-------- DATASET EXTRACT
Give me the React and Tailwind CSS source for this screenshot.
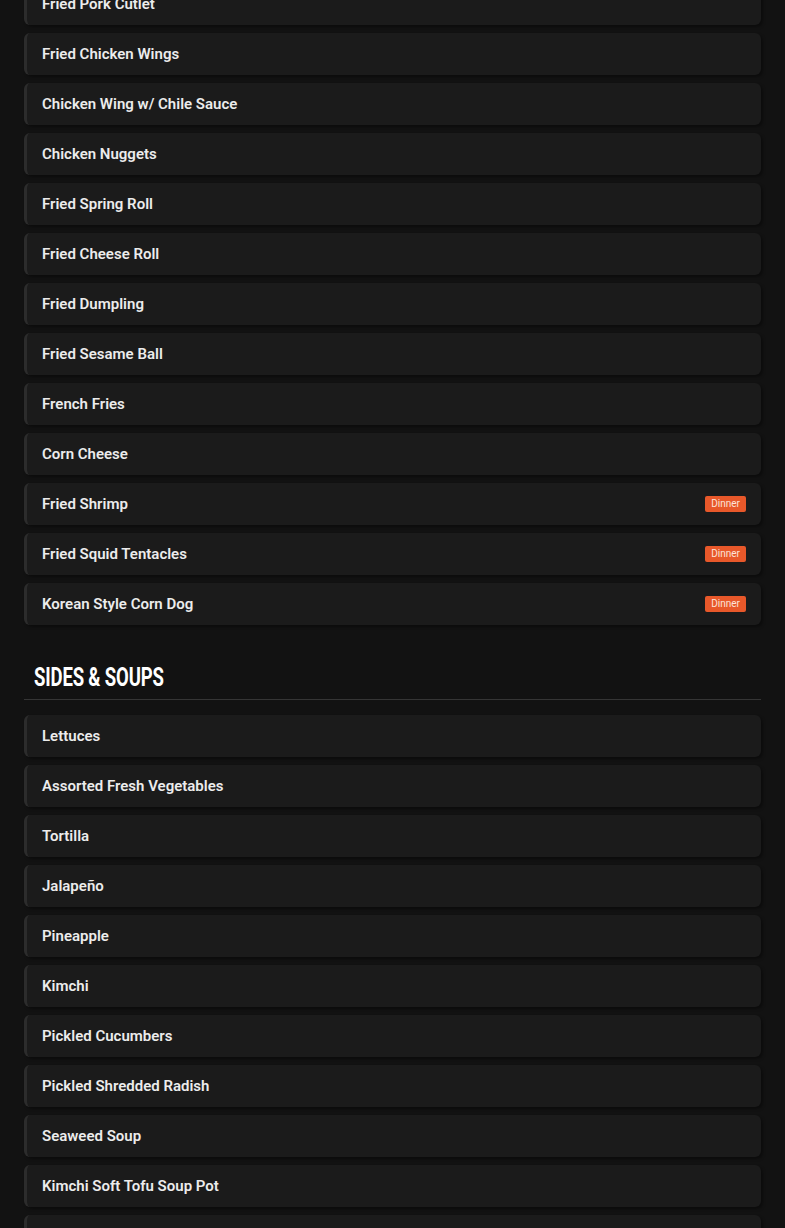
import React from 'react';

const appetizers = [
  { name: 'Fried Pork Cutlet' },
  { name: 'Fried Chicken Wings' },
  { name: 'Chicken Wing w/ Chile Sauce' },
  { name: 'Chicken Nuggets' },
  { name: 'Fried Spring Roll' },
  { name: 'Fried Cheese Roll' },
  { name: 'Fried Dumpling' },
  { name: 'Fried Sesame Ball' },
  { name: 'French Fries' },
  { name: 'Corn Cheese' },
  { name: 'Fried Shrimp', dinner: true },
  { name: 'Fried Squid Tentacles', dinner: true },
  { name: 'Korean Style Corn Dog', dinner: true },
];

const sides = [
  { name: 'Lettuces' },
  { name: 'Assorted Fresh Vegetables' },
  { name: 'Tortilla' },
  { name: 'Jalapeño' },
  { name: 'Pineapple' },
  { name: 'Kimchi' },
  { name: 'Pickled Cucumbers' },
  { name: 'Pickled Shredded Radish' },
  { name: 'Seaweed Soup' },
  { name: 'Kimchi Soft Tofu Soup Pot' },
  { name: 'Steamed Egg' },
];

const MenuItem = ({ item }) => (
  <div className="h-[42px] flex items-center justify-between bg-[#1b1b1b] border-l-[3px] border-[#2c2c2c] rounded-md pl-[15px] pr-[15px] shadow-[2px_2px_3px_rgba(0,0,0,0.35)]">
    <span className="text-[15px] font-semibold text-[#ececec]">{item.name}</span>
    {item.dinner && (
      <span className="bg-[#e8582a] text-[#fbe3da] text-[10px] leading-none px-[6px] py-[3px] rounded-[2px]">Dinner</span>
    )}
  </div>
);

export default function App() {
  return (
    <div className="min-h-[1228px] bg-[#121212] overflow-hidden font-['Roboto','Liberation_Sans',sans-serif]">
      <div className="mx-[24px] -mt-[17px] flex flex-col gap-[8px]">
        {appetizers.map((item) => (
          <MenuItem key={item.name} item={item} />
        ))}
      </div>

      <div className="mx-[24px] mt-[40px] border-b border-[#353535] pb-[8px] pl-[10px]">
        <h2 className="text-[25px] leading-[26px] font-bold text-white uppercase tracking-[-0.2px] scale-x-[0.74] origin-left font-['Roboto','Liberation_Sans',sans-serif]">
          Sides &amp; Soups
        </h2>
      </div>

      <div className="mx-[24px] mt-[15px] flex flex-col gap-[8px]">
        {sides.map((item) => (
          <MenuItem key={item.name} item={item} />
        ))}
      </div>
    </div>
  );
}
----------------
> TASK PROMPT:
Write out each line again precisely as it appears, skipping every picture.

> FULL RESPONSE:
Give me the React and Tailwind CSS source for this screenshot.
import React from 'react';

const appetizers = [
  { name: 'Fried Pork Cutlet' },
  { name: 'Fried Chicken Wings' },
  { name: 'Chicken Wing w/ Chile Sauce' },
  { name: 'Chicken Nuggets' },
  { name: 'Fried Spring Roll' },
  { name: 'Fried Cheese Roll' },
  { name: 'Fried Dumpling' },
  { name: 'Fried Sesame Ball' },
  { name: 'French Fries' },
  { name: 'Corn Cheese' },
  { name: 'Fried Shrimp', dinner: true },
  { name: 'Fried Squid Tentacles', dinner: true },
  { name: 'Korean Style Corn Dog', dinner: true },
];

const sides = [
  { name: 'Lettuces' },
  { name: 'Assorted Fresh Vegetables' },
  { name: 'Tortilla' },
  { name: 'Jalapeño' },
  { name: 'Pineapple' },
  { name: 'Kimchi' },
  { name: 'Pickled Cucumbers' },
  { name: 'Pickled Shredded Radish' },
  { name: 'Seaweed Soup' },
  { name: 'Kimchi Soft Tofu Soup Pot' },
  { name: 'Steamed Egg' },
];

const MenuItem = ({ item }) => (
  <div className="h-[42px] flex items-center justify-between bg-[#1b1b1b] border-l-[3px] border-[#2c2c2c] rounded-md pl-[15px] pr-[15px] shadow-[2px_2px_3px_rgba(0,0,0,0.35)]">
    <span className="text-[15px] font-semibold text-[#ececec]">{item.name}</span>
    {item.dinner && (
      <span className="bg-[#e8582a] text-[#fbe3da] text-[10px] leading-none px-[6px] py-[3px] rounded-[2px]">Dinner</span>
    )}
  </div>
);

export default function App() {
  return (
    <div className="min-h-[1228px] bg-[#121212] overflow-hidden font-['Roboto','Liberation_Sans',sans-serif]">
      <div className="mx-[24px] -mt-[17px] flex flex-col gap-[8px]">
        {appetizers.map((item) => (
          <MenuItem key={item.name} item={item} />
        ))}
      </div>

      <div className="mx-[24px] mt-[40px] border-b border-[#353535] pb-[8px] pl-[10px]">
        <h2 className="text-[25px] leading-[26px] font-bold text-white uppercase tracking-[-0.2px] scale-x-[0.74] origin-left font-['Roboto','Liberation_Sans',sans-serif]">
          Sides &amp; Soups
        </h2>
      </div>

      <div className="mx-[24px] mt-[15px] flex flex-col gap-[8px]">
        {sides.map((item) => (
          <MenuItem key={item.name} item={item} />
        ))}
      </div>
    </div>
  );
}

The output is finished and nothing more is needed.